Exhaustion of Local Remedies in Investor-State Dispute Settlement: An Idea Whose Time Has Come?
Matthew C. Porterfield
Georgetown University - Harrison Institute for Public Law
Yale Journal of International Law Online, Vol. 41, Fall 2015
The proposed Transatlantic Trade and Investment Partnership (TTIP) between the United States and the European Union presents an opportunity to reconsider an old idea: requiring foreign investors to exhaust local remedies before bringing investor-state claims. Globally, investor-state dispute settlement (ISDS) procedures are facing unprecedented scrutiny, with dozens of countries reevaluating their approach to investor protection under international investment agreements (IIAs), including both bilateral investment treaties and the investment chapters of free trade agreements. The proposal to include ISDS in TTIP has become particularly controversial and threatens to derail the broader negotiations.
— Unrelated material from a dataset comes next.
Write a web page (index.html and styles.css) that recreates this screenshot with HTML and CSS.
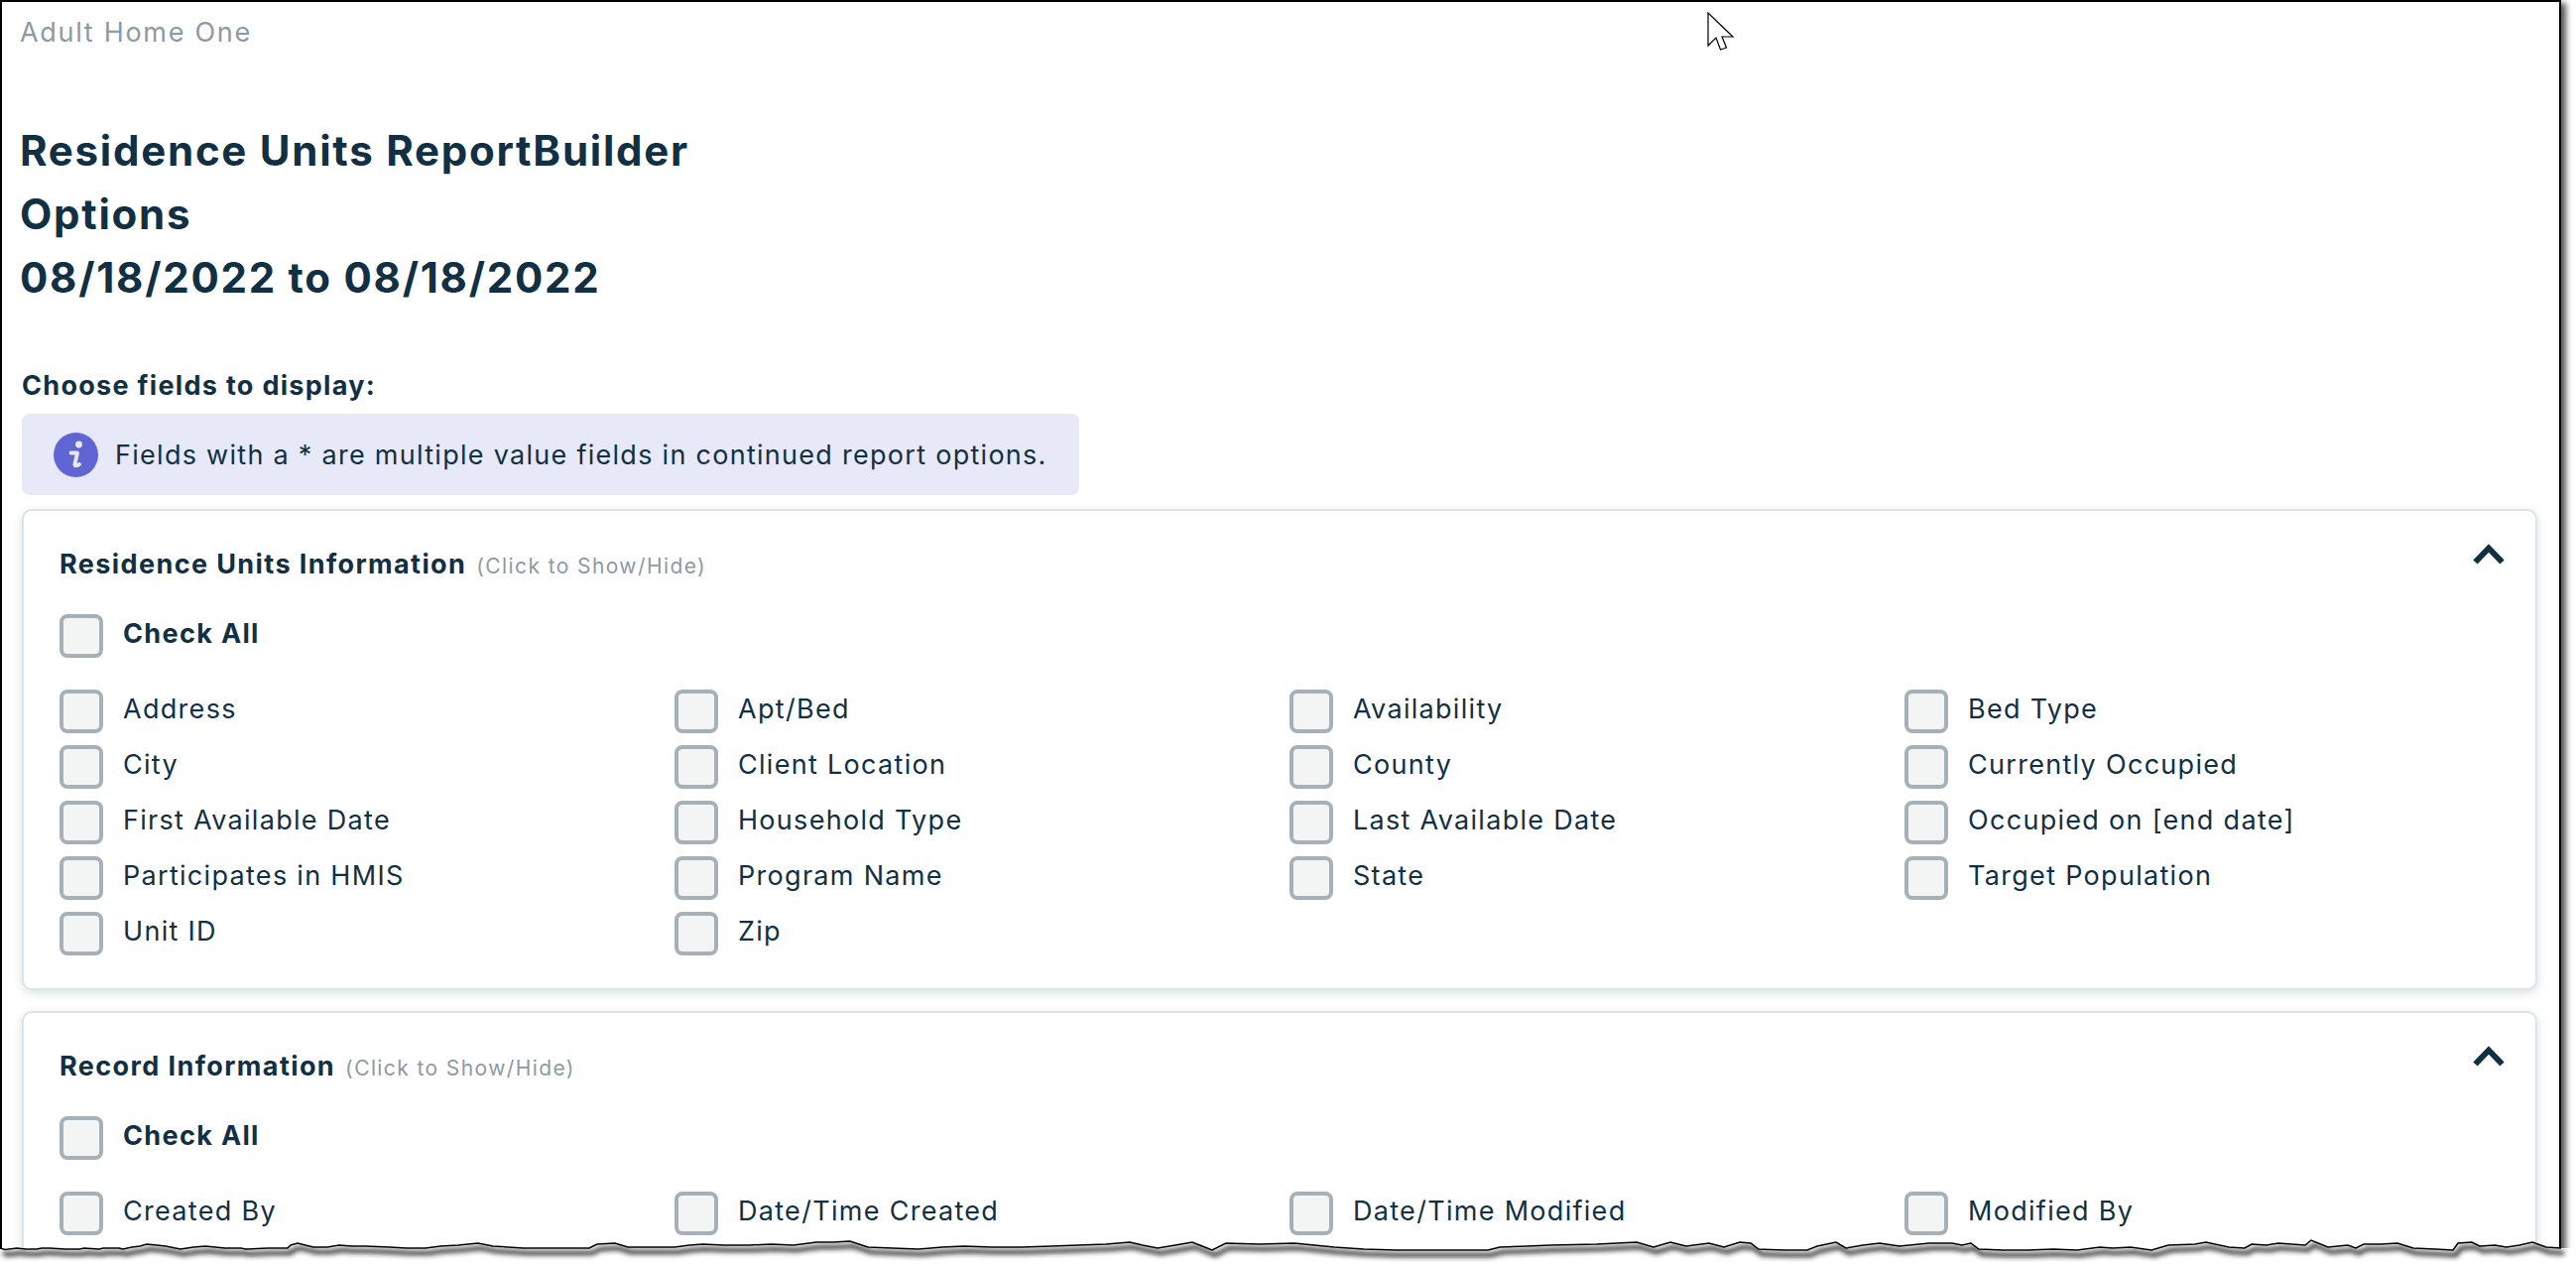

Adopting the local remedies rule in TTIP is arguably the single reform with the greatest potential to reduce political opposition to ISDS while still providing investors with access to ISDS when domestic remedies are inadequate. Moreover, the local remedies rule is sufficiently flexible that it could become part of a template for IIAs that could be used with all countries regardless of their standards for protection of property rights or the capacity of their judicial systems.